The extent of our knowledge of psychology often begins and ends with that psychology 101 course we took in college, and that course likely focused inordinate attention on the study of dots, swirls, circles, and other such tricks of the mind to test perception. There is some ontological value in that study, of course, but it just seems like such a waste of time compared to the far more important study of human interaction, and how we can learn the answers to the five W’s of social interaction and psychological warfare. It seems to me that there is a dearth of understanding of psychology in some, which results in very little desire to dig deep into another’s psychology to understand them better.
If we are going to have some sort of long form engagement with this party, we may want to understand their psychology better. We should be prepared to be wrong in our assessments for we have an agenda, but we should study them anyway, and adjust our analysis according to our findings.
After our initial analysis of this other person is complete, and all of our adjustments have been made, we may want to focus some of our attention on the third party that was informed by this other person of their decision to dislike you. It possible that the third party plays no role in this, other than being a third party, but is it possible that that person plays an instrumental role in this other person not liking you. It’s possible that you may be a perceived threat in the relationship they have with this third party, and they have an agenda with this other person fears you may expose. It’s also possible that they’re insecure people and they fear that you’re better. Whatever the case is, it’s possible that you may never be able to entirely figure it out. It’s also possible that their insecurities are such that they’ve overestimated you, but they don’t want to take that chance.
“I don’t know why,” we’ve all heard others say about others. “I just don’t like them.” Perhaps the people that don’t like you are saying these same things about you. Perhaps they can’t put their finger on why they don’t like you. They just don’t.
If they do know, they’re probably not going to tell anyone, for that would reveal something about them. They also don’t want to reveal the exact reason, because watching you flop around like a fish on shore, trying to figure it out, gives them some joy.
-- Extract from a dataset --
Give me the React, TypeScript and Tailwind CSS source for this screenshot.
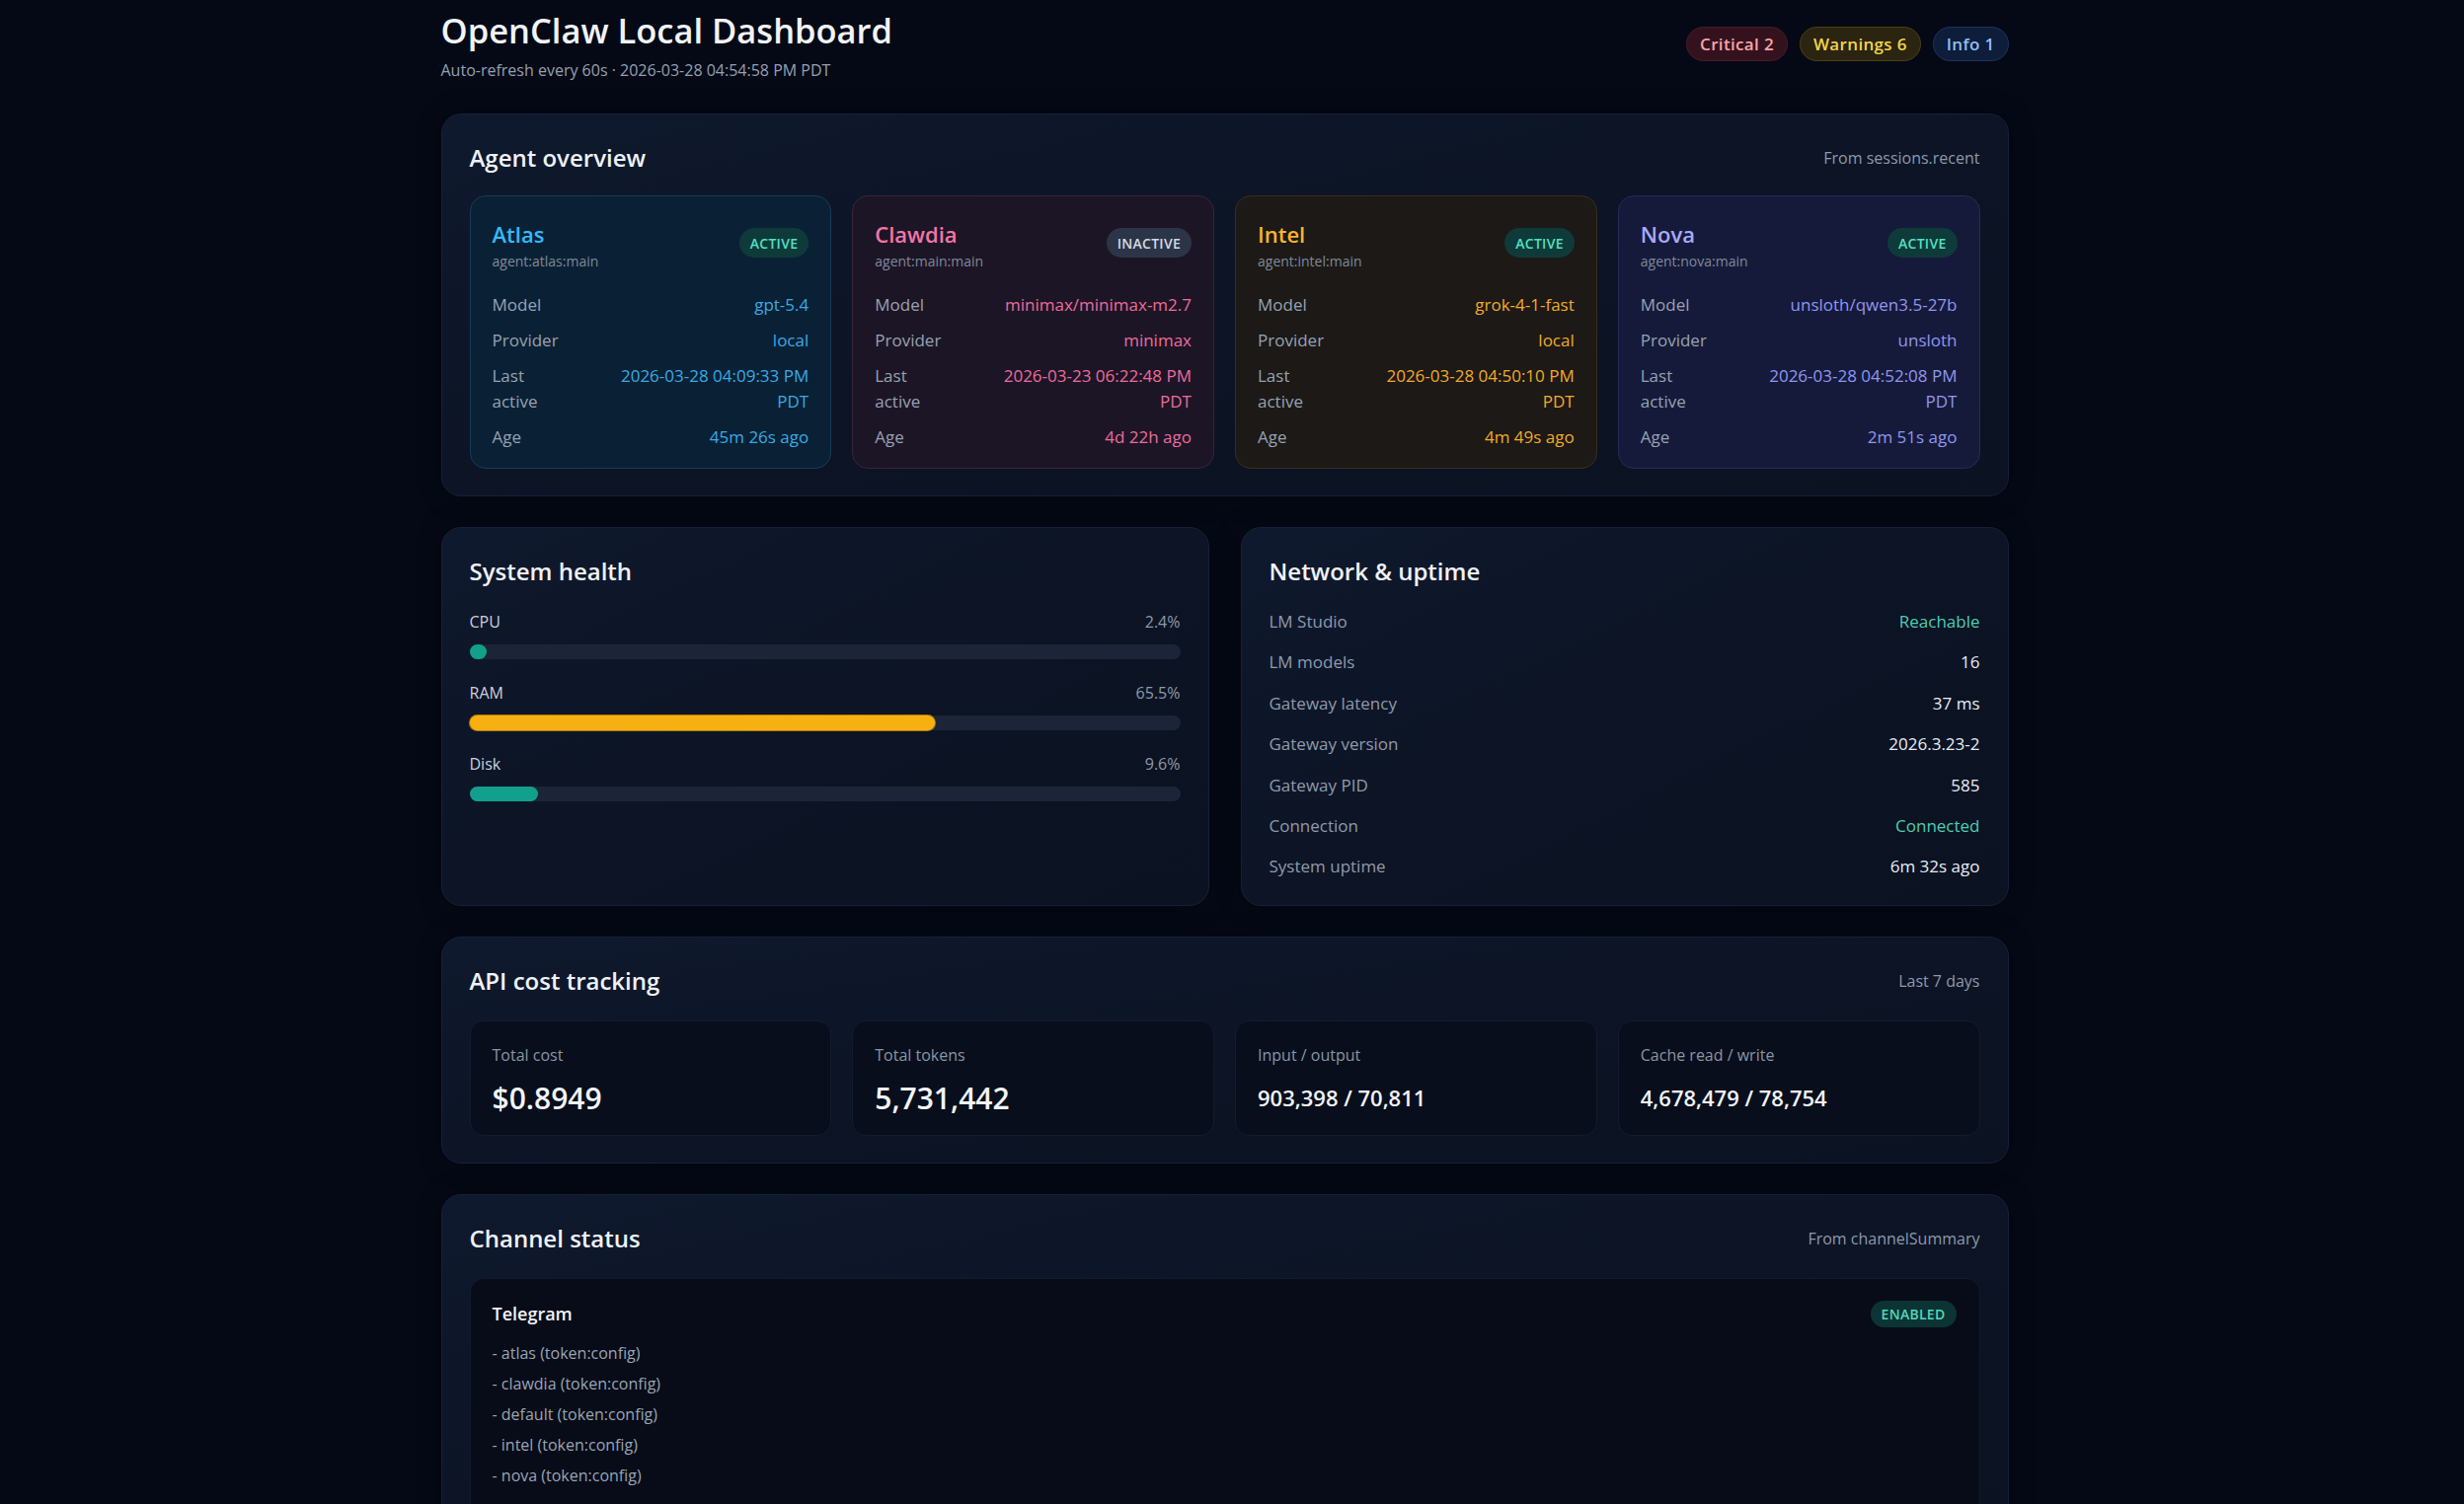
import type { ReactNode } from 'react';

type Agent = {
  name: string;
  id: string;
  active: boolean;
  model: string;
  provider: string;
  last: string;
  age: string;
  card: string;
  title: string;
  value: string;
};

const agents: Agent[] = [
  {
    name: 'Atlas',
    id: 'agent:atlas:main',
    active: true,
    model: 'gpt-5.4',
    provider: 'local',
    last: '2026-03-28 04:09:33 PM',
    age: '45m 26s ago',
    card: 'bg-[#0a2135] border-[#193b57]',
    title: 'text-[#38b8f6]',
    value: 'text-[#3aa9e4]',
  },
  {
    name: 'Clawdia',
    id: 'agent:main:main',
    active: false,
    model: 'minimax/minimax-m2.7',
    provider: 'minimax',
    last: '2026-03-23 06:22:48 PM',
    age: '4d 22h ago',
    card: 'bg-[#1c1526] border-[#382438]',
    title: 'text-[#f475a5]',
    value: 'text-[#ec6c9c]',
  },
  {
    name: 'Intel',
    id: 'agent:intel:main',
    active: true,
    model: 'grok-4-1-fast',
    provider: 'local',
    last: '2026-03-28 04:50:10 PM',
    age: '4m 49s ago',
    card: 'bg-[#1c1916] border-[#392d1d]',
    title: 'text-[#f8b42c]',
    value: 'text-[#f1aa2a]',
  },
  {
    name: 'Nova',
    id: 'agent:nova:main',
    active: true,
    model: 'unsloth/qwen3.5-27b',
    provider: 'unsloth',
    last: '2026-03-28 04:52:08 PM',
    age: '2m 51s ago',
    card: 'bg-[#151a3a] border-[#252b58]',
    title: 'text-[#a9a9f8]',
    value: 'text-[#9196f0]',
  },
];

const metrics = [
  { label: 'CPU', pct: 2.4, fill: 'bg-[#12a08d]' },
  { label: 'RAM', pct: 65.5, fill: 'bg-[#f7b012] ring-1 ring-[#b57a06]' },
  { label: 'Disk', pct: 9.6, fill: 'bg-[#12a08d]' },
];

const network = [
  { label: 'LM Studio', value: 'Reachable', ok: true },
  { label: 'LM models', value: '16' },
  { label: 'Gateway latency', value: '37 ms' },
  { label: 'Gateway version', value: '2026.3.23-2' },
  { label: 'Gateway PID', value: '585' },
  { label: 'Connection', value: 'Connected', ok: true },
  { label: 'System uptime', value: '6m 32s ago' },
];

const costs = [
  { label: 'Total cost', value: '$0.8949', big: true },
  { label: 'Total tokens', value: '5,731,442', big: true },
  { label: 'Input / output', value: '903,398 / 70,811' },
  { label: 'Cache read / write', value: '4,678,479 / 78,754' },
];

const telegramAccounts = ['atlas', 'clawdia', 'default', 'intel', 'nova'];

const Panel = ({ title, note, children, gap = 'mb-[23px]' }: { title: string; note?: string; children: ReactNode; gap?: string }) => (
  <section className="rounded-[20px] border border-[#16203a] bg-gradient-to-br from-[#0f192d] via-[#0c1425] to-[#0b1221] px-[28px] pt-[28px] pb-[27px] shadow-[0_0_24px_rgba(0,0,0,0.35)]">
    <div className={`flex items-center justify-between ${gap}`}>
      <h2 className="text-[24px] leading-[32px] font-semibold text-[#eef2f7]">{title}</h2>
      {note && <span className="text-[16px] text-[#8e99ab]">{note}</span>}
    </div>
    {children}
  </section>
);

const Pill = ({ children, className }: { children: ReactNode; className: string }) => (
  <span className={`inline-flex items-center rounded-full font-semibold tracking-[0.02em] ${className}`}>{children}</span>
);

const AgentCard = ({ a }: { a: Agent }) => (
  <div className={`rounded-[16px] border px-[22px] pt-[24px] pb-[18px] ${a.card}`}>
    <div className="flex items-start justify-between">
      <div>
        <div className={`text-[22px] leading-[28px] font-semibold ${a.title}`}>{a.name}</div>
        <div className="mt-[4px] text-[14px] leading-[20px] text-[#7f899b]">{a.id}</div>
      </div>
      {a.active ? (
        <Pill className="mt-[8px] h-[30px] px-[11px] text-[14px] bg-[#0f3a3a] text-[#52e0c0]">ACTIVE</Pill>
      ) : (
        <Pill className="mt-[8px] h-[30px] px-[11px] text-[14px] bg-[#2c3547] text-[#d3dbe6]">INACTIVE</Pill>
      )}
    </div>
    <dl className="mt-[21px] grid grid-cols-[64px_1fr] gap-y-[10px] text-[17px] leading-[26px]">
      <dt className="text-[#97a2b3]">Model</dt>
      <dd className={`text-right ${a.value}`}>{a.model}</dd>
      <dt className="text-[#97a2b3]">Provider</dt>
      <dd className={`text-right ${a.value}`}>{a.provider}</dd>
      <dt className="text-[#97a2b3]">
        Last
        <br />
        active
      </dt>
      <dd className={`text-right ${a.value}`}>
        {a.last}
        <br />
        PDT
      </dd>
      <dt className="text-[#97a2b3]">Age</dt>
      <dd className={`text-right ${a.value}`}>{a.age}</dd>
    </dl>
  </div>
);

export default function App() {
  return (
    <div className="min-h-screen bg-[#050915] pr-[15px] font-['Open_Sans','Noto_Sans',sans-serif] text-[#e5e9f0]">
      <div className="mx-auto w-[1588px] pt-[9px] pb-[40px]">
        {/* header */}
        <header className="flex items-start justify-between">
          <div>
            <h1 className="text-[34.5px] leading-[44px] font-semibold text-[#f1f4f8]">OpenClaw Local Dashboard</h1>
            <p className="mt-[6px] text-[16px] leading-[24px] text-[#95a0b1]">Auto-refresh every 60s · 2026-03-28 04:54:58 PM PDT</p>
          </div>
          <div className="mt-[18px] flex gap-[12px]">
            <Pill className="h-[35px] px-[13px] text-[17px] border border-[#4a1a27] bg-[#34121d] text-[#f6a5a9]">Critical 2</Pill>
            <Pill className="h-[35px] px-[13px] text-[17px] border border-[#4d4015] bg-[#2a2410] text-[#f3d34a]">Warnings 6</Pill>
            <Pill className="h-[35px] px-[13px] text-[17px] border border-[#1b3460] bg-[#0e1d3a] text-[#92bdf6]">Info 1</Pill>
          </div>
        </header>

        <main className="mt-[32px] flex flex-col gap-[31px]">
          <Panel title="Agent overview" note="From sessions.recent" gap="mb-[22px]">
            <div className="grid grid-cols-4 gap-[21px]">
              {agents.map((a) => (
                <AgentCard key={a.name} a={a} />
              ))}
            </div>
          </Panel>

          <div className="grid grid-cols-2 gap-[32px]">
            <Panel title="System health">
              <div className="flex flex-col gap-[22px]">
                {metrics.map((m) => (
                  <div key={m.label}>
                    <div className="flex justify-between text-[16px] leading-[24px]">
                      <span className="text-[#c9d1dc]">{m.label}</span>
                      <span className="text-[#8e99ab]">{m.pct}%</span>
                    </div>
                    <div className="mt-[11px] h-[15px] rounded-full bg-[#1b2537]">
                      <div className={`h-full min-w-[15px] rounded-full ${m.fill}`} style={{ width: `${m.pct}%` }} />
                    </div>
                  </div>
                ))}
              </div>
            </Panel>

            <Panel title="Network & uptime">
              <div className="flex flex-col gap-[17.4px] text-[17px] leading-[24px]">
                {network.map((r) => (
                  <div key={r.label} className="flex justify-between">
                    <span className="text-[#8f9aac]">{r.label}</span>
                    <span className={r.ok ? 'text-[#4fcdb0]' : 'text-[#e8ecf2]'}>{r.value}</span>
                  </div>
                ))}
              </div>
            </Panel>
          </div>

          <Panel title="API cost tracking" note="Last 7 days" gap="mb-[24px]">
            <div className="grid grid-cols-4 gap-[21px]">
              {costs.map((c) => (
                <div key={c.label} className="rounded-[14px] border border-[#131c2e] bg-[#080e1b] px-[22px] pt-[24px] pb-[20px]">
                  <div className="text-[16px] leading-[20px] text-[#8a95a7]">{c.label}</div>
                  <div
                    className={`mt-[15px] h-[36px] flex items-center font-semibold text-[#f1f4f8] ${
                      c.big ? 'text-[30px]' : 'text-[22px]'
                    }`}
                  >
                    {c.value}
                  </div>
                </div>
              ))}
            </div>
          </Panel>

          <Panel title="Channel status" note="From channelSummary" gap="mb-[24px]">
            <div className="rounded-[14px] border border-[#121b2d] bg-[#070c18] px-[22px] pt-[22px] pb-[24px]">
              <div className="flex items-start justify-between">
                <div className="text-[18px] leading-[26px] font-semibold text-[#f1f4f8]">Telegram</div>
                <Pill className="mr-[1px] h-[27px] px-[11px] text-[14px] bg-[#0d3434] text-[#52d8bb]">ENABLED</Pill>
              </div>
              <ul className="mt-[11px] text-[16px] leading-[31px] text-[#9aa4b4]">
                {telegramAccounts.map((acc) => (
                  <li key={acc}>- {acc} (token:config)</li>
                ))}
              </ul>
            </div>
          </Panel>
        </main>
      </div>
    </div>
  );
}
All we know is they don’t like you, and we’re all sure that they are rude to you behind your back, and they speak ill of you. You’re sure they have a reason, and you’ve searched through a million possibilities, but that egotistical part keeps gnawing at you, until you began to believe that it is the only truth possible. You never did anything to get them to dislike you. The idea that not everyone is going to like you, is something you figured out in third grade, but there are some that don’t like you for very specific reasons, and they’ll never let you know what those reasons are, because it is so vital to everything that they’re trying to do that they have such a block with it that they won’t be able to think up an excuse that covers for the fact that they live in fear of the possibility that you may be able to uncover the real truth about them. Very rarely do you receive an unintended compliment so profound that it affects your daily life, and it’s even rarer when it comes in form of a negative vibe.